*BRIEF:*
Copy every line in the records below that contains the word "components".

*SUPPLIED RECORDS:*

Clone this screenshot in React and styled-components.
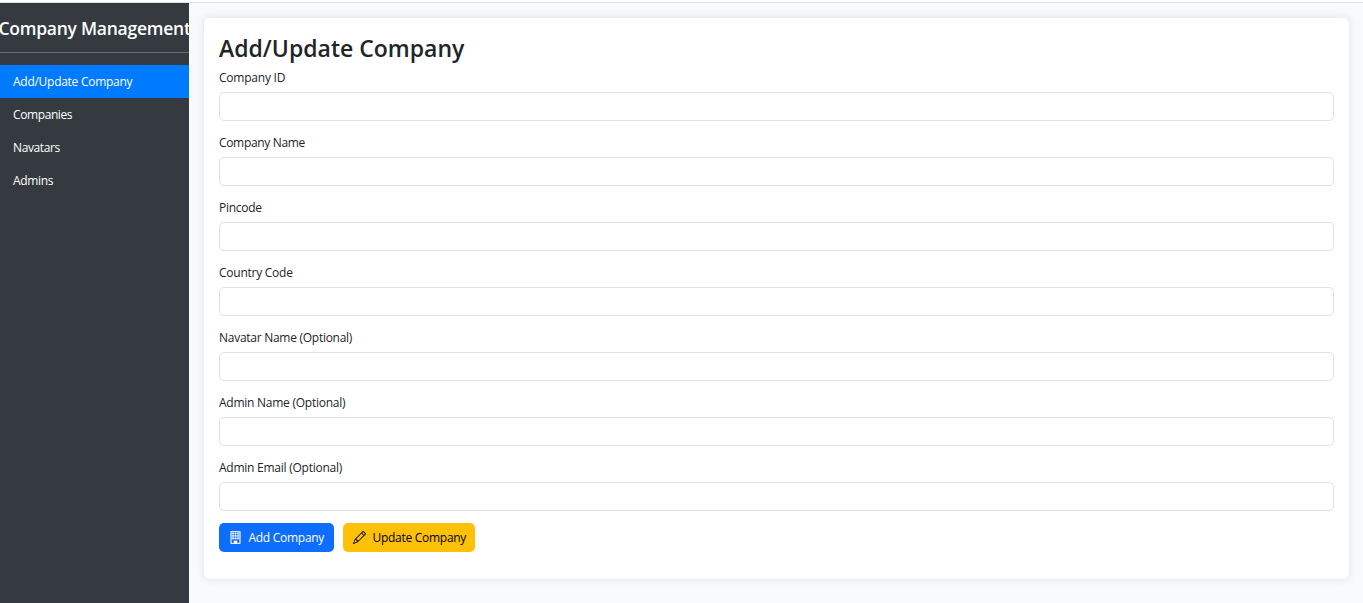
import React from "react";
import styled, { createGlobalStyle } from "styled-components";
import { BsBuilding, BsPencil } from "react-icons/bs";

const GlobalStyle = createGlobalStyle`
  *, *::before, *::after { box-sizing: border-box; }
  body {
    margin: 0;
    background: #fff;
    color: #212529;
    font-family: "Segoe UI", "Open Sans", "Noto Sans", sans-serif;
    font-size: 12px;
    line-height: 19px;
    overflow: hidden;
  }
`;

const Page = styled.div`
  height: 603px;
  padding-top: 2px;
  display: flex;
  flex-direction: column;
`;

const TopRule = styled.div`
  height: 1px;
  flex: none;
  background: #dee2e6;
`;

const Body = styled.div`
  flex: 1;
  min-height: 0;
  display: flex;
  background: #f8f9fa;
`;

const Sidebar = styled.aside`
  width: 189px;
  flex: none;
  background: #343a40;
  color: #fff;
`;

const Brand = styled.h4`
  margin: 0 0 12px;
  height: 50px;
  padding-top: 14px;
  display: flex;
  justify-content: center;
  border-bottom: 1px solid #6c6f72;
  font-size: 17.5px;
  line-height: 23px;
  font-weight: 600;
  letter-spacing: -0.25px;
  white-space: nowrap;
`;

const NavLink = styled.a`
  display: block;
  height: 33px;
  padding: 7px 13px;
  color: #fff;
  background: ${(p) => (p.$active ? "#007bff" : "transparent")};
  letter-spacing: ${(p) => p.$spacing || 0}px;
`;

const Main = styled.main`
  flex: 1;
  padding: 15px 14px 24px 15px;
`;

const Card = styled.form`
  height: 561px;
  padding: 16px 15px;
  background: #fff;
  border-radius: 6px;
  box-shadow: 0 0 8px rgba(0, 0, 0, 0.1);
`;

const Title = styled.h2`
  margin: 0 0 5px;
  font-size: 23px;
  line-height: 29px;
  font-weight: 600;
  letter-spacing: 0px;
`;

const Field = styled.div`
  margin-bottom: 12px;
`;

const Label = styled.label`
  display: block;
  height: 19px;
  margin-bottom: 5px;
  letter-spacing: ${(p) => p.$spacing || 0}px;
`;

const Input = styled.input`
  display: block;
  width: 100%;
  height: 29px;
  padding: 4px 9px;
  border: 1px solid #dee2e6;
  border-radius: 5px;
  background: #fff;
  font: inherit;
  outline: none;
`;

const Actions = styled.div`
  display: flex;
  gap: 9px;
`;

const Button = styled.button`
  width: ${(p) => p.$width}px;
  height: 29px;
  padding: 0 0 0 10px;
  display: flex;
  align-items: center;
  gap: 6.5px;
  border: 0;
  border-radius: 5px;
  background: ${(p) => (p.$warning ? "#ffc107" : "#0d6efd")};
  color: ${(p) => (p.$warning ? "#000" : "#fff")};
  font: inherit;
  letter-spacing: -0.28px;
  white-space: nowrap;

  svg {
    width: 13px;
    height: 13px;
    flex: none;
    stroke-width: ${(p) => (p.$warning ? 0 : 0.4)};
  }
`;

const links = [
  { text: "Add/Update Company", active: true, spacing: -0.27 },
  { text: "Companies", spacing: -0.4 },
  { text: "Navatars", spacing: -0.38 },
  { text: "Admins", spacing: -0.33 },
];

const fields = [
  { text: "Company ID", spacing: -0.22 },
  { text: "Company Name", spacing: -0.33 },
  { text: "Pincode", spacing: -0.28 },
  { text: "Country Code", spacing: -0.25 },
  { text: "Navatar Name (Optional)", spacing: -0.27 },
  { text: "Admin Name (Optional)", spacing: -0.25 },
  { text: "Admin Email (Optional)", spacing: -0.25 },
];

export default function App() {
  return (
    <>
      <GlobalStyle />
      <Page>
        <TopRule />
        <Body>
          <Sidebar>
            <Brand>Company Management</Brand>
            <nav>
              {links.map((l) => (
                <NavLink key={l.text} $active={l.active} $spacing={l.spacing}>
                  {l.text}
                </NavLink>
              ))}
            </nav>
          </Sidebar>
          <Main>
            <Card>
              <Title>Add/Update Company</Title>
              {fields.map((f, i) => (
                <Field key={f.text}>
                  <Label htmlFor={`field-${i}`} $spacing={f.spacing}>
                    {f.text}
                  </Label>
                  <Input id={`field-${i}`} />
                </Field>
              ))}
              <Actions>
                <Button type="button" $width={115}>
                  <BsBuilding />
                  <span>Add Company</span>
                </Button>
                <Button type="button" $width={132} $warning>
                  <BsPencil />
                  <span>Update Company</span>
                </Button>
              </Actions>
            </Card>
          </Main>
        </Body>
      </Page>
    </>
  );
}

...

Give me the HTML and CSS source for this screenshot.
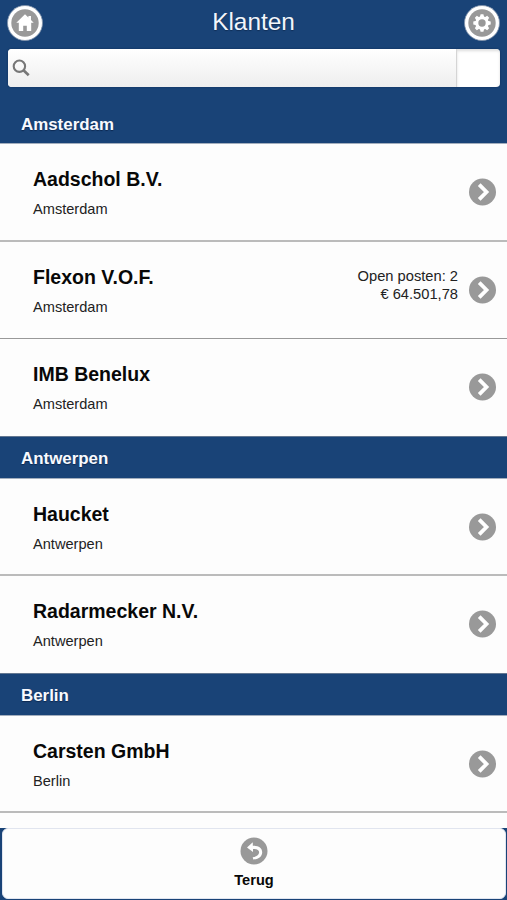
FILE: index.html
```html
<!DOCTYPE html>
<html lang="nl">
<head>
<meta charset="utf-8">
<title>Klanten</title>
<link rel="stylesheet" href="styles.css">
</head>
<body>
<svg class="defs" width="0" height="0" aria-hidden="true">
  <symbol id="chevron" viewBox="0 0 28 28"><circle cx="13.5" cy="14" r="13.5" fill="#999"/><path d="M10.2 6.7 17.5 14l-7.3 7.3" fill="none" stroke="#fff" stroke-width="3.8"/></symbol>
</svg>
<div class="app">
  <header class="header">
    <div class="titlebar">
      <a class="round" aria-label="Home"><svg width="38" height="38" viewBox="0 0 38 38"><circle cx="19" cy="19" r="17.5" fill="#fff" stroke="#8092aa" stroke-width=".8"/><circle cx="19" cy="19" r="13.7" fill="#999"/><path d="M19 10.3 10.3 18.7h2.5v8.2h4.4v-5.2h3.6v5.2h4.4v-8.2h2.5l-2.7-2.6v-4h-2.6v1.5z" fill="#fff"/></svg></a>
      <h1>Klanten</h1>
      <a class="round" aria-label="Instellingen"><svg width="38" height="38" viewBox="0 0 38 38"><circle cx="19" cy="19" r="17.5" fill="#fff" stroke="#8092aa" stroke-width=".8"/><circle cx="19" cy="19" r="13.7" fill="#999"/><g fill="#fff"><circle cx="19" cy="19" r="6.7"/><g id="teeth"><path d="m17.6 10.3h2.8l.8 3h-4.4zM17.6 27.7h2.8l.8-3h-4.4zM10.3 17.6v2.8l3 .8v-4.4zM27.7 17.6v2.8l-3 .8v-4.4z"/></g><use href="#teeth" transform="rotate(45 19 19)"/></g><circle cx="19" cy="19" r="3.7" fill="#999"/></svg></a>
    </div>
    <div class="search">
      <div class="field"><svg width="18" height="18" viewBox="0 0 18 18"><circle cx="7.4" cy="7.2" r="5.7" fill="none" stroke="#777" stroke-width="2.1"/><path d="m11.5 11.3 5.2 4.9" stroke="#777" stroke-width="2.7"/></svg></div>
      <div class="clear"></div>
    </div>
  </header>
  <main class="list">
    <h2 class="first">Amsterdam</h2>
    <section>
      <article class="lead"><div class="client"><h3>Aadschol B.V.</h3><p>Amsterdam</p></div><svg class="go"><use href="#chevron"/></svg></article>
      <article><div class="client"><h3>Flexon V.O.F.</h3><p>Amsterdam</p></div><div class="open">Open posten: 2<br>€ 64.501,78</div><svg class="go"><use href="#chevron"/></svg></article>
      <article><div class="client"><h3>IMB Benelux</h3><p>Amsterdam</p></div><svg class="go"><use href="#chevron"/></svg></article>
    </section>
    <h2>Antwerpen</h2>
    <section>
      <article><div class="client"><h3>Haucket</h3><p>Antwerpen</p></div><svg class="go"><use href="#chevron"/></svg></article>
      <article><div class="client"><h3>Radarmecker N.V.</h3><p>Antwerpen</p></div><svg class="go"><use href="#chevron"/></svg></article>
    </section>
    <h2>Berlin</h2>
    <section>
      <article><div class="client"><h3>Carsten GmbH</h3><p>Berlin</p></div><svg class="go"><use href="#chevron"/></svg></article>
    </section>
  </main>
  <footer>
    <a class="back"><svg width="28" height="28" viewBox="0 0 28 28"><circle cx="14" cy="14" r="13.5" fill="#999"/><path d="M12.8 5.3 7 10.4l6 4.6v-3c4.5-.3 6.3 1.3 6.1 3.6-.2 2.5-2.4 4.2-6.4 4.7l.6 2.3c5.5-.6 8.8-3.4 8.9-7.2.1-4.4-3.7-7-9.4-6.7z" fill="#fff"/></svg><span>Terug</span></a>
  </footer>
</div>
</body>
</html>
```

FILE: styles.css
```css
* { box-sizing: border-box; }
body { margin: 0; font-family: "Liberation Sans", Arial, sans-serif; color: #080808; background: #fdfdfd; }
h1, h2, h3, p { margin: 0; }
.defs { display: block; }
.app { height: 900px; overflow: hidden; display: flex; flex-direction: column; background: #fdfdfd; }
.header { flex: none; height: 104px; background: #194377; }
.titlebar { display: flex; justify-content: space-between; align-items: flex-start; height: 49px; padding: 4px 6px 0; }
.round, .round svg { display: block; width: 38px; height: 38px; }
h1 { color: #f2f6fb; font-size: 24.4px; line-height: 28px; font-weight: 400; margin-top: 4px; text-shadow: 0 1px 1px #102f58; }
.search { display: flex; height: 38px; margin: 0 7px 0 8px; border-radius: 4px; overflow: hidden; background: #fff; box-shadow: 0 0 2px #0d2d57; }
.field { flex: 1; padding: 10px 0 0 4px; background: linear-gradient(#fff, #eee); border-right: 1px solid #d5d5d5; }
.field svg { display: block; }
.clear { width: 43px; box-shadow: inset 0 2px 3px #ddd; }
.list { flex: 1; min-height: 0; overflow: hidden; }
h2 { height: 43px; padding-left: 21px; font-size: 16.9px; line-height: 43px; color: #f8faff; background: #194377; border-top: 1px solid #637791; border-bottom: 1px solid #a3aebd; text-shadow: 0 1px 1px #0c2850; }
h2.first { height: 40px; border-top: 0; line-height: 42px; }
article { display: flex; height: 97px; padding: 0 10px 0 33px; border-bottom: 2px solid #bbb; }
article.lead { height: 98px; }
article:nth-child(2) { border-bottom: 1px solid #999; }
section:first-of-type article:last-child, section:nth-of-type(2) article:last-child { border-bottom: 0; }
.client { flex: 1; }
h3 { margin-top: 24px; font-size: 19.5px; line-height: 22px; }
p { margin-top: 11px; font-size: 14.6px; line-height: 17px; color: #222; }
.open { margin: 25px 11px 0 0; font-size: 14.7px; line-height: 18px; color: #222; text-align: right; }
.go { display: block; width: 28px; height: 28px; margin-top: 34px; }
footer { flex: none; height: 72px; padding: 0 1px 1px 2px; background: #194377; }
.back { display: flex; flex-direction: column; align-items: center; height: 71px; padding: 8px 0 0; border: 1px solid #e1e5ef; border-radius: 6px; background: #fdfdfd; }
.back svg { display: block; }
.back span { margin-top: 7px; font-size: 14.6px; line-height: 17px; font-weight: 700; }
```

*FINISHED ANSWER:*
Clone this screenshot in React and styled-components.
import styled, { createGlobalStyle } from "styled-components";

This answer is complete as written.